### STATED TASK:
Drop the pictures from the entries below, then reproduce the rest exactly.

### DATA SUPPLIED:
____________

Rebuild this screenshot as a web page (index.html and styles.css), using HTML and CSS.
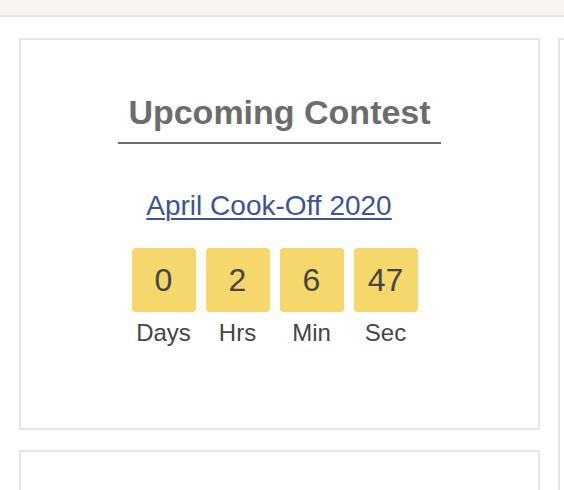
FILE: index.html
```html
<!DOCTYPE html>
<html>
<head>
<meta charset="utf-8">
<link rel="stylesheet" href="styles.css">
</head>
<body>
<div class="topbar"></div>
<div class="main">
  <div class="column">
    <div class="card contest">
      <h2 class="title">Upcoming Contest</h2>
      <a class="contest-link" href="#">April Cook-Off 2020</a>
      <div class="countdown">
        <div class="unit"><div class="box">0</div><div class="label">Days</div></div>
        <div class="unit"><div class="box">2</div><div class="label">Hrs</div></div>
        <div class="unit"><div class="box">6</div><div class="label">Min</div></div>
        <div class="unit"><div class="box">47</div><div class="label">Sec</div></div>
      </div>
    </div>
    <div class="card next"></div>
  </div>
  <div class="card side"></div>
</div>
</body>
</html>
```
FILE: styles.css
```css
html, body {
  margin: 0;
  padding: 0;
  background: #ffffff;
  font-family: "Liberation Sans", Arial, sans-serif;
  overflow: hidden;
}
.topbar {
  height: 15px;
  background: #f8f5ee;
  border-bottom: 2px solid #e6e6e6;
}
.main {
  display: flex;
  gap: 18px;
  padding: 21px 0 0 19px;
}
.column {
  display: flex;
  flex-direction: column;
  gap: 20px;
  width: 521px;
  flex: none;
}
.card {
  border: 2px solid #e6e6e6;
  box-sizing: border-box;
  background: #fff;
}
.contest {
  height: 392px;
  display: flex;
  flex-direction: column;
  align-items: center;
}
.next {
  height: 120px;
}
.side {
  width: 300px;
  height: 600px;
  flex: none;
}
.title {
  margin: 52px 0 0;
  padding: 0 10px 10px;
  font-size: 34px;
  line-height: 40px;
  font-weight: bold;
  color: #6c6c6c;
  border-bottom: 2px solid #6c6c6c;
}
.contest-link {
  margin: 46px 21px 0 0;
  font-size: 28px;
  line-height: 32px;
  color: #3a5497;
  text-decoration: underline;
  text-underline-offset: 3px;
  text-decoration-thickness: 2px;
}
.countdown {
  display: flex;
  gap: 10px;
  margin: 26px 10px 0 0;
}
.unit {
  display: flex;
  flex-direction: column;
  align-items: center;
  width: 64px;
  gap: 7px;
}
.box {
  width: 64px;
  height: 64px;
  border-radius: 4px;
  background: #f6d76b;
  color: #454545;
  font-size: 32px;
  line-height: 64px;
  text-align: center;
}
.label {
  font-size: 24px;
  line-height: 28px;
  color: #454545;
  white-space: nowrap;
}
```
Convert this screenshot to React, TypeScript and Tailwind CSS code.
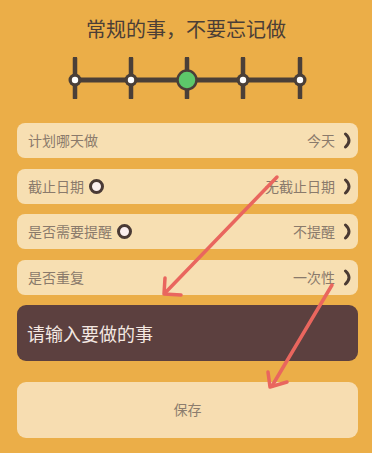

____________

### OUTPUT FOR THIS TASK:
Rebuild this screenshot as a web page (index.html and styles.css), using HTML and CSS.
FILE: index.html
```html
<!DOCTYPE html>
<html>
<head>
<meta charset="utf-8">
<link rel="stylesheet" href="styles.css">
</head>
<body>
<div class="topbar"></div>
<div class="main">
  <div class="column">
    <div class="card contest">
      <h2 class="title">Upcoming Contest</h2>
      <a class="contest-link" href="#">April Cook-Off 2020</a>
      <div class="countdown">
        <div class="unit"><div class="box">0</div><div class="label">Days</div></div>
        <div class="unit"><div class="box">2</div><div class="label">Hrs</div></div>
        <div class="unit"><div class="box">6</div><div class="label">Min</div></div>
        <div class="unit"><div class="box">47</div><div class="label">Sec</div></div>
      </div>
    </div>
    <div class="card next"></div>
  </div>
  <div class="card side"></div>
</div>
</body>
</html>
```
FILE: styles.css
```css
html, body {
  margin: 0;
  padding: 0;
  background: #ffffff;
  font-family: "Liberation Sans", Arial, sans-serif;
  overflow: hidden;
}
.topbar {
  height: 15px;
  background: #f8f5ee;
  border-bottom: 2px solid #e6e6e6;
}
.main {
  display: flex;
  gap: 18px;
  padding: 21px 0 0 19px;
}
.column {
  display: flex;
  flex-direction: column;
  gap: 20px;
  width: 521px;
  flex: none;
}
.card {
  border: 2px solid #e6e6e6;
  box-sizing: border-box;
  background: #fff;
}
.contest {
  height: 392px;
  display: flex;
  flex-direction: column;
  align-items: center;
}
.next {
  height: 120px;
}
.side {
  width: 300px;
  height: 600px;
  flex: none;
}
.title {
  margin: 52px 0 0;
  padding: 0 10px 10px;
  font-size: 34px;
  line-height: 40px;
  font-weight: bold;
  color: #6c6c6c;
  border-bottom: 2px solid #6c6c6c;
}
.contest-link {
  margin: 46px 21px 0 0;
  font-size: 28px;
  line-height: 32px;
  color: #3a5497;
  text-decoration: underline;
  text-underline-offset: 3px;
  text-decoration-thickness: 2px;
}
.countdown {
  display: flex;
  gap: 10px;
  margin: 26px 10px 0 0;
}
.unit {
  display: flex;
  flex-direction: column;
  align-items: center;
  width: 64px;
  gap: 7px;
}
.box {
  width: 64px;
  height: 64px;
  border-radius: 4px;
  background: #f6d76b;
  color: #454545;
  font-size: 32px;
  line-height: 64px;
  text-align: center;
}
.label {
  font-size: 24px;
  line-height: 28px;
  color: #454545;
  white-space: nowrap;
}
```
Convert this screenshot to React, TypeScript and Tailwind CSS code.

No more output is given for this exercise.